■ **Source excerpt**
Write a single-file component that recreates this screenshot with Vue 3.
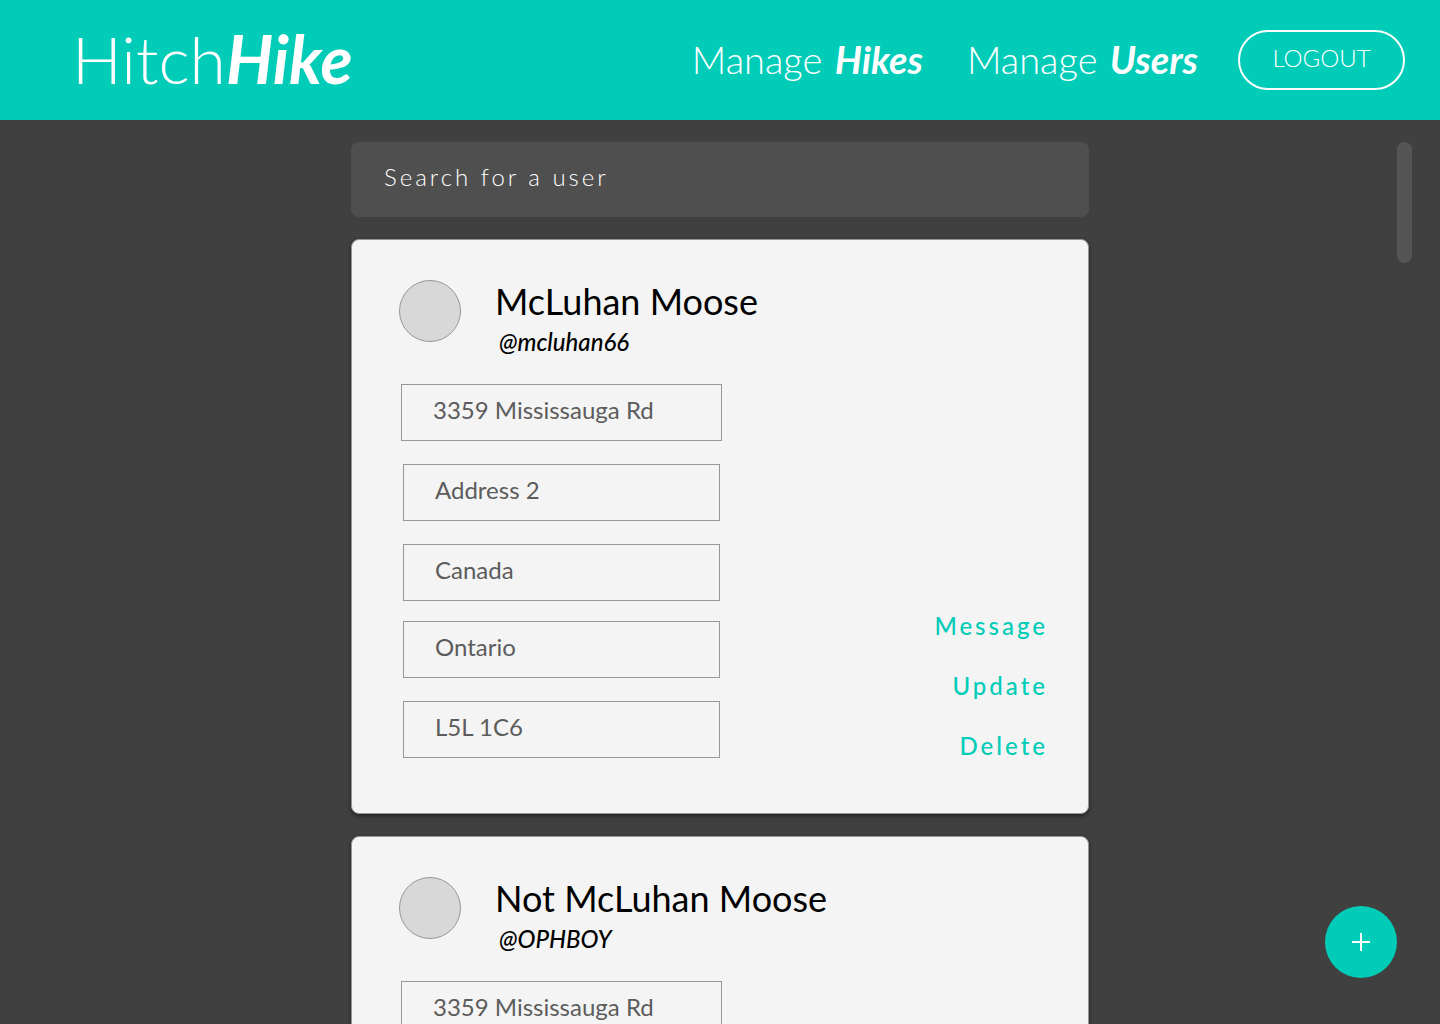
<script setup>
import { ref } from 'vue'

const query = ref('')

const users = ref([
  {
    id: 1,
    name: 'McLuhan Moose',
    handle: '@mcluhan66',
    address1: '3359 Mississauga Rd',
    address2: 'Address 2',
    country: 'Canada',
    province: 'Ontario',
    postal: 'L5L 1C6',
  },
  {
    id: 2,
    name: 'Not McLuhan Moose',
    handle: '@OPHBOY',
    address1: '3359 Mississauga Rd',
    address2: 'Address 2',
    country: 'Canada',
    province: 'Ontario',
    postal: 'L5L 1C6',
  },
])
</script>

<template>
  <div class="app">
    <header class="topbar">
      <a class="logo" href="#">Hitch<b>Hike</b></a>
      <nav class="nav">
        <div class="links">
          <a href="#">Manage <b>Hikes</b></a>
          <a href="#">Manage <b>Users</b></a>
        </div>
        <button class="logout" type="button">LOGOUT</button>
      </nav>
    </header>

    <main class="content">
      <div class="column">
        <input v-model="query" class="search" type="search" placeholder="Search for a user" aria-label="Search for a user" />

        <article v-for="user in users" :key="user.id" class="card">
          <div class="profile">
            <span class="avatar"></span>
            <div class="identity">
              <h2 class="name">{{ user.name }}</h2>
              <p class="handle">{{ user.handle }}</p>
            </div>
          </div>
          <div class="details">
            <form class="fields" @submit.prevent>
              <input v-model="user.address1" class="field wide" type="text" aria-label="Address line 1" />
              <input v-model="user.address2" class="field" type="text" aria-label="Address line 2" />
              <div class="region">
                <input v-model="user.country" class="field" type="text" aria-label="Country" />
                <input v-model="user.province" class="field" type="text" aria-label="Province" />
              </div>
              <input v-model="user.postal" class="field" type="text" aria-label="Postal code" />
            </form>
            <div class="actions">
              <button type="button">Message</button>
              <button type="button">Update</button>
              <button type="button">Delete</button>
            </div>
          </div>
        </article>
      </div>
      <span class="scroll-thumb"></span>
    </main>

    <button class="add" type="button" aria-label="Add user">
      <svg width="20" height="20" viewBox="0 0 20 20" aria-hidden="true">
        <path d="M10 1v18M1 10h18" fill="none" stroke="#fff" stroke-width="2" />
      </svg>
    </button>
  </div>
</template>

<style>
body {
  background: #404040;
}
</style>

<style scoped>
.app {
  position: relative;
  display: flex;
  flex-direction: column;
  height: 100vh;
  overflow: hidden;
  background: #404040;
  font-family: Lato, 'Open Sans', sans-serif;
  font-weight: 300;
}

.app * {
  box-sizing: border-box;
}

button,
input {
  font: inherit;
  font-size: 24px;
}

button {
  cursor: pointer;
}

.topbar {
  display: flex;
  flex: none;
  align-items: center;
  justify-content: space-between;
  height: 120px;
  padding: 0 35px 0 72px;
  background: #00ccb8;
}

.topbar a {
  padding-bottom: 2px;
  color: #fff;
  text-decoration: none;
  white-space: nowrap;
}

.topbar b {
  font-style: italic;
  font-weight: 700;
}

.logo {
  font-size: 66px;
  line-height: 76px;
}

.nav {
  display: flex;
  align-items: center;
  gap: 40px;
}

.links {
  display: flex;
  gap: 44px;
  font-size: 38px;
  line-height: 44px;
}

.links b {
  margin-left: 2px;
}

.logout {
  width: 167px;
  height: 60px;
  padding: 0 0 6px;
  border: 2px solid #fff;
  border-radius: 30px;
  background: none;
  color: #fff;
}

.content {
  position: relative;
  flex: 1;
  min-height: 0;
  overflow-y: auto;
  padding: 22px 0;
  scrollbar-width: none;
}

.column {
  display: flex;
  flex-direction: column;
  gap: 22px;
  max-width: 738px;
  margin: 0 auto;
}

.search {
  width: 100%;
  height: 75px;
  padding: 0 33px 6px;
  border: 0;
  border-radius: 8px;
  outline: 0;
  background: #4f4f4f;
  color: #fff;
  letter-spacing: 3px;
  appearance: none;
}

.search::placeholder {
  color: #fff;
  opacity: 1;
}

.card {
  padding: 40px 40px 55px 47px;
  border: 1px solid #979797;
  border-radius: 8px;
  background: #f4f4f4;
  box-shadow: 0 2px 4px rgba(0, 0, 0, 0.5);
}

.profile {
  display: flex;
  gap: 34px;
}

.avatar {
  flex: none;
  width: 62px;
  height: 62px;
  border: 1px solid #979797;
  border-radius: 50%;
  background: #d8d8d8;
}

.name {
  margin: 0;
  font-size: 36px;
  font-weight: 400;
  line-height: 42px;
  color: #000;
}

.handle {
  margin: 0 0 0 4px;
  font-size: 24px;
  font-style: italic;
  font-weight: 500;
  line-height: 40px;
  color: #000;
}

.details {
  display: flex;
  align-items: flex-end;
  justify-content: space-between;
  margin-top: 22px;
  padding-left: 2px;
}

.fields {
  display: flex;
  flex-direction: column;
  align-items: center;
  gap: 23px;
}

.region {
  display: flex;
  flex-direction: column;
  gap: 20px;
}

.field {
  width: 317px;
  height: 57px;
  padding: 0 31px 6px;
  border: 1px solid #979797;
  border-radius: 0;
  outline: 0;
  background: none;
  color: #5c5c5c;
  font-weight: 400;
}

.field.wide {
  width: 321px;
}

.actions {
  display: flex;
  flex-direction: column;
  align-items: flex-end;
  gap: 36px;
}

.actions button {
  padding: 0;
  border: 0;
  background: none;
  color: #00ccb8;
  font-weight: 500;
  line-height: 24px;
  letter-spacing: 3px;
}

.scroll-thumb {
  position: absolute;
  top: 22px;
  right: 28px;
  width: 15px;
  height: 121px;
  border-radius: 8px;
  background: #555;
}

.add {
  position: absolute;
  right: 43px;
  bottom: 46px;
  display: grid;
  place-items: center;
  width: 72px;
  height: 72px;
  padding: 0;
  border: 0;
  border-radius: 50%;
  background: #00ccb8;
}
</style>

■ **Work to do**
All of the material above is to be copied exactly, except for its images.

■ **The output**
Write a single-file component that recreates this screenshot with Vue 3.
<script setup>
import { ref } from 'vue'

const query = ref('')

const users = ref([
  {
    id: 1,
    name: 'McLuhan Moose',
    handle: '@mcluhan66',
    address1: '3359 Mississauga Rd',
    address2: 'Address 2',
    country: 'Canada',
    province: 'Ontario',
    postal: 'L5L 1C6',
  },
  {
    id: 2,
    name: 'Not McLuhan Moose',
    handle: '@OPHBOY',
    address1: '3359 Mississauga Rd',
    address2: 'Address 2',
    country: 'Canada',
    province: 'Ontario',
    postal: 'L5L 1C6',
  },
])
</script>

<template>
  <div class="app">
    <header class="topbar">
      <a class="logo" href="#">Hitch<b>Hike</b></a>
      <nav class="nav">
        <div class="links">
          <a href="#">Manage <b>Hikes</b></a>
          <a href="#">Manage <b>Users</b></a>
        </div>
        <button class="logout" type="button">LOGOUT</button>
      </nav>
    </header>

    <main class="content">
      <div class="column">
        <input v-model="query" class="search" type="search" placeholder="Search for a user" aria-label="Search for a user" />

        <article v-for="user in users" :key="user.id" class="card">
          <div class="profile">
            <span class="avatar"></span>
            <div class="identity">
              <h2 class="name">{{ user.name }}</h2>
              <p class="handle">{{ user.handle }}</p>
            </div>
          </div>
          <div class="details">
            <form class="fields" @submit.prevent>
              <input v-model="user.address1" class="field wide" type="text" aria-label="Address line 1" />
              <input v-model="user.address2" class="field" type="text" aria-label="Address line 2" />
              <div class="region">
                <input v-model="user.country" class="field" type="text" aria-label="Country" />
                <input v-model="user.province" class="field" type="text" aria-label="Province" />
              </div>
              <input v-model="user.postal" class="field" type="text" aria-label="Postal code" />
            </form>
            <div class="actions">
              <button type="button">Message</button>
              <button type="button">Update</button>
              <button type="button">Delete</button>
            </div>
          </div>
        </article>
      </div>
      <span class="scroll-thumb"></span>
    </main>

    <button class="add" type="button" aria-label="Add user">
      <svg width="20" height="20" viewBox="0 0 20 20" aria-hidden="true">
        <path d="M10 1v18M1 10h18" fill="none" stroke="#fff" stroke-width="2" />
      </svg>
    </button>
  </div>
</template>

<style>
body {
  background: #404040;
}
</style>

<style scoped>
.app {
  position: relative;
  display: flex;
  flex-direction: column;
  height: 100vh;
  overflow: hidden;
  background: #404040;
  font-family: Lato, 'Open Sans', sans-serif;
  font-weight: 300;
}

.app * {
  box-sizing: border-box;
}

button,
input {
  font: inherit;
  font-size: 24px;
}

button {
  cursor: pointer;
}

.topbar {
  display: flex;
  flex: none;
  align-items: center;
  justify-content: space-between;
  height: 120px;
  padding: 0 35px 0 72px;
  background: #00ccb8;
}

.topbar a {
  padding-bottom: 2px;
  color: #fff;
  text-decoration: none;
  white-space: nowrap;
}

.topbar b {
  font-style: italic;
  font-weight: 700;
}

.logo {
  font-size: 66px;
  line-height: 76px;
}

.nav {
  display: flex;
  align-items: center;
  gap: 40px;
}

.links {
  display: flex;
  gap: 44px;
  font-size: 38px;
  line-height: 44px;
}

.links b {
  margin-left: 2px;
}

.logout {
  width: 167px;
  height: 60px;
  padding: 0 0 6px;
  border: 2px solid #fff;
  border-radius: 30px;
  background: none;
  color: #fff;
}

.content {
  position: relative;
  flex: 1;
  min-height: 0;
  overflow-y: auto;
  padding: 22px 0;
  scrollbar-width: none;
}

.column {
  display: flex;
  flex-direction: column;
  gap: 22px;
  max-width: 738px;
  margin: 0 auto;
}

.search {
  width: 100%;
  height: 75px;
  padding: 0 33px 6px;
  border: 0;
  border-radius: 8px;
  outline: 0;
  background: #4f4f4f;
  color: #fff;
  letter-spacing: 3px;
  appearance: none;
}

.search::placeholder {
  color: #fff;
  opacity: 1;
}

.card {
  padding: 40px 40px 55px 47px;
  border: 1px solid #979797;
  border-radius: 8px;
  background: #f4f4f4;
  box-shadow: 0 2px 4px rgba(0, 0, 0, 0.5);
}

.profile {
  display: flex;
  gap: 34px;
}

.avatar {
  flex: none;
  width: 62px;
  height: 62px;
  border: 1px solid #979797;
  border-radius: 50%;
  background: #d8d8d8;
}

.name {
  margin: 0;
  font-size: 36px;
  font-weight: 400;
  line-height: 42px;
  color: #000;
}

.handle {
  margin: 0 0 0 4px;
  font-size: 24px;
  font-style: italic;
  font-weight: 500;
  line-height: 40px;
  color: #000;
}

.details {
  display: flex;
  align-items: flex-end;
  justify-content: space-between;
  margin-top: 22px;
  padding-left: 2px;
}

.fields {
  display: flex;
  flex-direction: column;
  align-items: center;
  gap: 23px;
}

.region {
  display: flex;
  flex-direction: column;
  gap: 20px;
}

.field {
  width: 317px;
  height: 57px;
  padding: 0 31px 6px;
  border: 1px solid #979797;
  border-radius: 0;
  outline: 0;
  background: none;
  color: #5c5c5c;
  font-weight: 400;
}

.field.wide {
  width: 321px;
}

.actions {
  display: flex;
  flex-direction: column;
  align-items: flex-end;
  gap: 36px;
}

.actions button {
  padding: 0;
  border: 0;
  background: none;
  color: #00ccb8;
  font-weight: 500;
  line-height: 24px;
  letter-spacing: 3px;
}

.scroll-thumb {
  position: absolute;
  top: 22px;
  right: 28px;
  width: 15px;
  height: 121px;
  border-radius: 8px;
  background: #555;
}

.add {
  position: absolute;
  right: 43px;
  bottom: 46px;
  display: grid;
  place-items: center;
  width: 72px;
  height: 72px;
  padding: 0;
  border: 0;
  border-radius: 50%;
  background: #00ccb8;
}
</style>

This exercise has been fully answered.